## Begin DATA TO USE

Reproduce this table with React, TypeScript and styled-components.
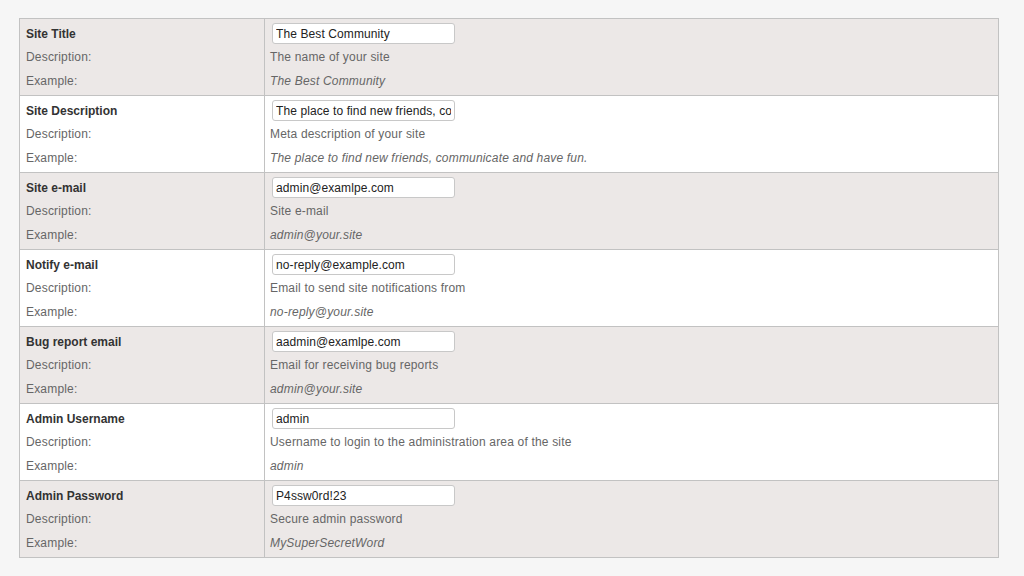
import React from "react";
import styled, { createGlobalStyle } from "styled-components";

const GlobalStyle = createGlobalStyle`
  html, body {
    margin: 0;
    padding: 0;
    background: #f6f6f6;
    font-family: "Liberation Sans", Arial, sans-serif;
  }
`;

const Page = styled.div`
  padding: 18px 0 0 19px;
`;

const Table = styled.table`
  width: 980px;
  border-collapse: collapse;
  border: 1px solid #c2c2c2;
  font-size: 12px;
`;

const Row = styled.tr<{ $shaded: boolean }>`
  background: ${(p) => (p.$shaded ? "#ece8e7" : "#ffffff")};
  border-top: 1px solid #c2c2c2;
`;

const LabelCell = styled.td`
  width: 232px;
  padding: 4px 6px 2px 6px;
  border-right: 1px solid #c2c2c2;
  vertical-align: top;
`;

const ValueCell = styled.td`
  padding: 4px 5px 2px 5px;
  vertical-align: top;
`;

const Line = styled.div`
  height: 24px;
  line-height: 24px;
  color: #666;
  letter-spacing: 0.18px;
  white-space: nowrap;
`;

const Title = styled(Line)`
  height: 22px;
  line-height: 22px;
  font-weight: bold;
  color: #333;
  letter-spacing: 0;
`;

const Sample = styled(Line)`
  font-style: italic;
`;

const InputLine = styled.div`
  height: 22px;
  display: flex;
  align-items: flex-start;
  padding-left: 2px;
`;

const Field = styled.input`
  box-sizing: border-box;
  width: 183px;
  height: 21px;
  margin: 0;
  padding: 0 3px;
  border: 1px solid #c8c8c8;
  border-radius: 3px;
  background: #fff;
  font-family: "Liberation Sans", Arial, sans-serif;
  font-size: 12px;
  letter-spacing: 0.1px;
  color: #222;
  outline: none;
`;

const settings = [
  {
    title: "Site Title",
    value: "The Best Community",
    description: "The name of your site",
    example: "The Best Community",
  },
  {
    title: "Site Description",
    value: "The place to find new friends, communicate and have fun.",
    description: "Meta description of your site",
    example: "The place to find new friends, communicate and have fun.",
  },
  {
    title: "Site e-mail",
    value: "admin@examlpe.com",
    description: "Site e-mail",
    example: "admin@your.site",
  },
  {
    title: "Notify e-mail",
    value: "no-reply@example.com",
    description: "Email to send site notifications from",
    example: "no-reply@your.site",
  },
  {
    title: "Bug report email",
    value: "aadmin@examlpe.com",
    description: "Email for receiving bug reports",
    example: "admin@your.site",
  },
  {
    title: "Admin Username",
    value: "admin",
    description: "Username to login to the administration area of the site",
    example: "admin",
  },
  {
    title: "Admin Password",
    value: "P4ssw0rd!23",
    description: "Secure admin password",
    example: "MySuperSecretWord",
  },
];

export default function App() {
  return (
    <>
      <GlobalStyle />
      <Page>
        <Table>
          <tbody>
            {settings.map((s, i) => (
              <Row key={s.title} $shaded={i % 2 === 0}>
                <LabelCell>
                  <Title>{s.title}</Title>
                  <Line>Description:</Line>
                  <Line>Example:</Line>
                </LabelCell>
                <ValueCell>
                  <InputLine>
                    <Field type="text" defaultValue={s.value} />
                  </InputLine>
                  <Line>{s.description}</Line>
                  <Sample>{s.example}</Sample>
                </ValueCell>
              </Row>
            ))}
          </tbody>
        </Table>
      </Page>
    </>
  );
}
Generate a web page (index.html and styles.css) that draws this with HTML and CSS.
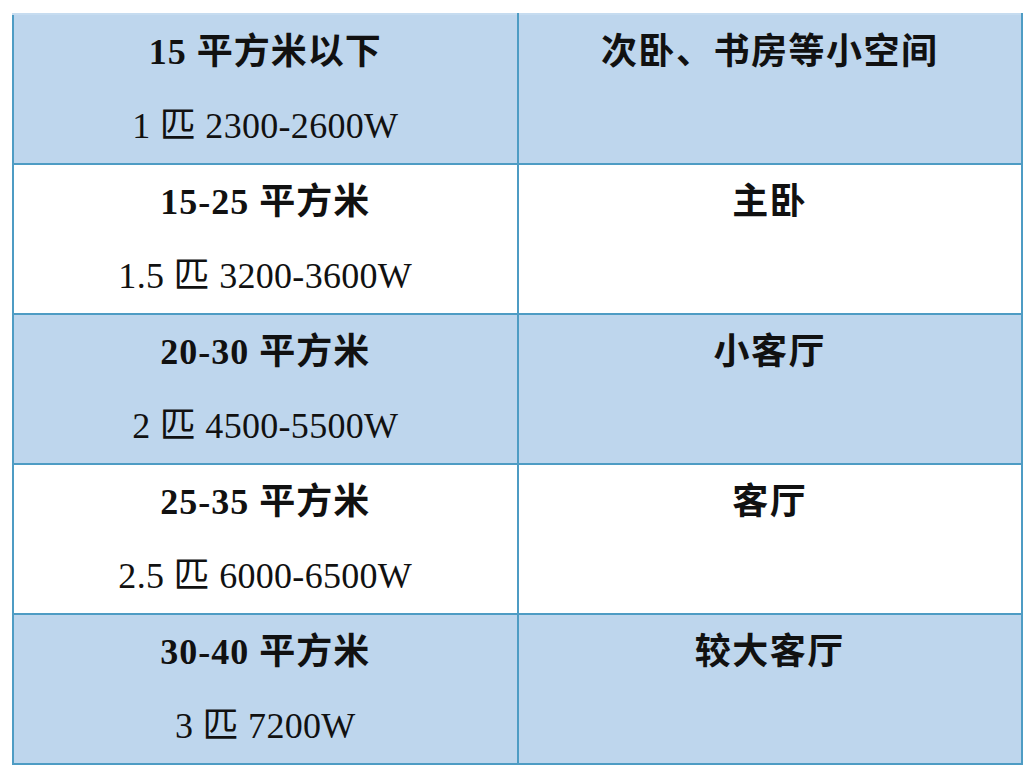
FILE: index.html
```html
<!DOCTYPE html>
<html lang="zh-CN">
<head>
<meta charset="utf-8">
<title>空调匹数选择</title>
<link rel="stylesheet" href="styles.css">
</head>
<body>
<table class="spec">
  <tbody>
    <tr class="row shaded">
      <td class="cell"><div class="line strong">15 平方米以下</div><div class="line">1 匹 2300-2600W</div></td>
      <td class="cell"><div class="line strong wide">次卧、书房等小空间</div></td>
    </tr>
    <tr class="row">
      <td class="cell"><div class="line strong">15-25 平方米</div><div class="line">1.5 匹 3200-3600W</div></td>
      <td class="cell"><div class="line strong wide">主卧</div></td>
    </tr>
    <tr class="row shaded">
      <td class="cell"><div class="line strong">20-30 平方米</div><div class="line">2 匹 4500-5500W</div></td>
      <td class="cell"><div class="line strong wide">小客厅</div></td>
    </tr>
    <tr class="row">
      <td class="cell"><div class="line strong">25-35 平方米</div><div class="line">2.5 匹 6000-6500W</div></td>
      <td class="cell"><div class="line strong wide">客厅</div></td>
    </tr>
    <tr class="row shaded">
      <td class="cell"><div class="line strong">30-40 平方米</div><div class="line">3 匹 7200W</div></td>
      <td class="cell"><div class="line strong wide">较大客厅</div></td>
    </tr>
  </tbody>
</table>
</body>
</html>
```

FILE: styles.css
```css
html, body {
  margin: 0;
  padding: 0;
  background: #ffffff;
}

body {
  padding: 13px 0 0 12px;
  font-family: "Liberation Serif", "Noto Sans CJK SC", serif;
  color: #111111;
}

.spec {
  border-collapse: collapse;
  width: 1011px;
  table-layout: fixed;
}

.cell {
  width: 50%;
  border: 2px solid #4e9cc4;
  padding: 0;
  vertical-align: top;
  text-align: center;
  height: 148px;
}

.row:first-child .cell {
  border-top-color: #c6dcf0;
}

.shaded .cell {
  background: #bed6ed;
}

.line {
  height: 74px;
  line-height: 74px;
  font-size: 36px;
  font-weight: 400;
  white-space: nowrap;
  letter-spacing: 0.3px;
}

.line.strong {
  font-weight: 700;
  letter-spacing: 1px;
}

.line.wide {
  letter-spacing: 1.5px;
}
```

## End DATA TO USE

**TASK TO COMPLETE**. Transcribe the whole listing, character for character, but not its images.

**REPLY**.
Reproduce this table with React, TypeScript and styled-components.
import React from "react";
import styled, { createGlobalStyle } from "styled-components";

const GlobalStyle = createGlobalStyle`
  html, body {
    margin: 0;
    padding: 0;
    background: #f6f6f6;
    font-family: "Liberation Sans", Arial, sans-serif;
  }
`;

const Page = styled.div`
  padding: 18px 0 0 19px;
`;

const Table = styled.table`
  width: 980px;
  border-collapse: collapse;
  border: 1px solid #c2c2c2;
  font-size: 12px;
`;

const Row = styled.tr<{ $shaded: boolean }>`
  background: ${(p) => (p.$shaded ? "#ece8e7" : "#ffffff")};
  border-top: 1px solid #c2c2c2;
`;

const LabelCell = styled.td`
  width: 232px;
  padding: 4px 6px 2px 6px;
  border-right: 1px solid #c2c2c2;
  vertical-align: top;
`;

const ValueCell = styled.td`
  padding: 4px 5px 2px 5px;
  vertical-align: top;
`;

const Line = styled.div`
  height: 24px;
  line-height: 24px;
  color: #666;
  letter-spacing: 0.18px;
  white-space: nowrap;
`;

const Title = styled(Line)`
  height: 22px;
  line-height: 22px;
  font-weight: bold;
  color: #333;
  letter-spacing: 0;
`;

const Sample = styled(Line)`
  font-style: italic;
`;

const InputLine = styled.div`
  height: 22px;
  display: flex;
  align-items: flex-start;
  padding-left: 2px;
`;

const Field = styled.input`
  box-sizing: border-box;
  width: 183px;
  height: 21px;
  margin: 0;
  padding: 0 3px;
  border: 1px solid #c8c8c8;
  border-radius: 3px;
  background: #fff;
  font-family: "Liberation Sans", Arial, sans-serif;
  font-size: 12px;
  letter-spacing: 0.1px;
  color: #222;
  outline: none;
`;

const settings = [
  {
    title: "Site Title",
    value: "The Best Community",
    description: "The name of your site",
    example: "The Best Community",
  },
  {
    title: "Site Description",
    value: "The place to find new friends, communicate and have fun.",
    description: "Meta description of your site",
    example: "The place to find new friends, communicate and have fun.",
  },
  {
    title: "Site e-mail",
    value: "admin@examlpe.com",
    description: "Site e-mail",
    example: "admin@your.site",
  },
  {
    title: "Notify e-mail",
    value: "no-reply@example.com",
    description: "Email to send site notifications from",
    example: "no-reply@your.site",
  },
  {
    title: "Bug report email",
    value: "aadmin@examlpe.com",
    description: "Email for receiving bug reports",
    example: "admin@your.site",
  },
  {
    title: "Admin Username",
    value: "admin",
    description: "Username to login to the administration area of the site",
    example: "admin",
  },
  {
    title: "Admin Password",
    value: "P4ssw0rd!23",
    description: "Secure admin password",
    example: "MySuperSecretWord",
  },
];

export default function App() {
  return (
    <>
      <GlobalStyle />
      <Page>
        <Table>
          <tbody>
            {settings.map((s, i) => (
              <Row key={s.title} $shaded={i % 2 === 0}>
                <LabelCell>
                  <Title>{s.title}</Title>
                  <Line>Description:</Line>
                  <Line>Example:</Line>
                </LabelCell>
                <ValueCell>
                  <InputLine>
                    <Field type="text" defaultValue={s.value} />
                  </InputLine>
                  <Line>{s.description}</Line>
                  <Sample>{s.example}</Sample>
                </ValueCell>
              </Row>
            ))}
          </tbody>
        </Table>
      </Page>
    </>
  );
}
Generate a web page (index.html and styles.css) that draws this with HTML and CSS.
FILE: index.html
```html
<!DOCTYPE html>
<html lang="zh-CN">
<head>
<meta charset="utf-8">
<title>空调匹数选择</title>
<link rel="stylesheet" href="styles.css">
</head>
<body>
<table class="spec">
  <tbody>
    <tr class="row shaded">
      <td class="cell"><div class="line strong">15 平方米以下</div><div class="line">1 匹 2300-2600W</div></td>
      <td class="cell"><div class="line strong wide">次卧、书房等小空间</div></td>
    </tr>
    <tr class="row">
      <td class="cell"><div class="line strong">15-25 平方米</div><div class="line">1.5 匹 3200-3600W</div></td>
      <td class="cell"><div class="line strong wide">主卧</div></td>
    </tr>
    <tr class="row shaded">
      <td class="cell"><div class="line strong">20-30 平方米</div><div class="line">2 匹 4500-5500W</div></td>
      <td class="cell"><div class="line strong wide">小客厅</div></td>
    </tr>
    <tr class="row">
      <td class="cell"><div class="line strong">25-35 平方米</div><div class="line">2.5 匹 6000-6500W</div></td>
      <td class="cell"><div class="line strong wide">客厅</div></td>
    </tr>
    <tr class="row shaded">
      <td class="cell"><div class="line strong">30-40 平方米</div><div class="line">3 匹 7200W</div></td>
      <td class="cell"><div class="line strong wide">较大客厅</div></td>
    </tr>
  </tbody>
</table>
</body>
</html>
```

FILE: styles.css
```css
html, body {
  margin: 0;
  padding: 0;
  background: #ffffff;
}

body {
  padding: 13px 0 0 12px;
  font-family: "Liberation Serif", "Noto Sans CJK SC", serif;
  color: #111111;
}

.spec {
  border-collapse: collapse;
  width: 1011px;
  table-layout: fixed;
}

.cell {
  width: 50%;
  border: 2px solid #4e9cc4;
  padding: 0;
  vertical-align: top;
  text-align: center;
  height: 148px;
}

.row:first-child .cell {
  border-top-color: #c6dcf0;
}

.shaded .cell {
  background: #bed6ed;
}

.line {
  height: 74px;
  line-height: 74px;
  font-size: 36px;
  font-weight: 400;
  white-space: nowrap;
  letter-spacing: 0.3px;
}

.line.strong {
  font-weight: 700;
  letter-spacing: 1px;
}

.line.wide {
  letter-spacing: 1.5px;
}
```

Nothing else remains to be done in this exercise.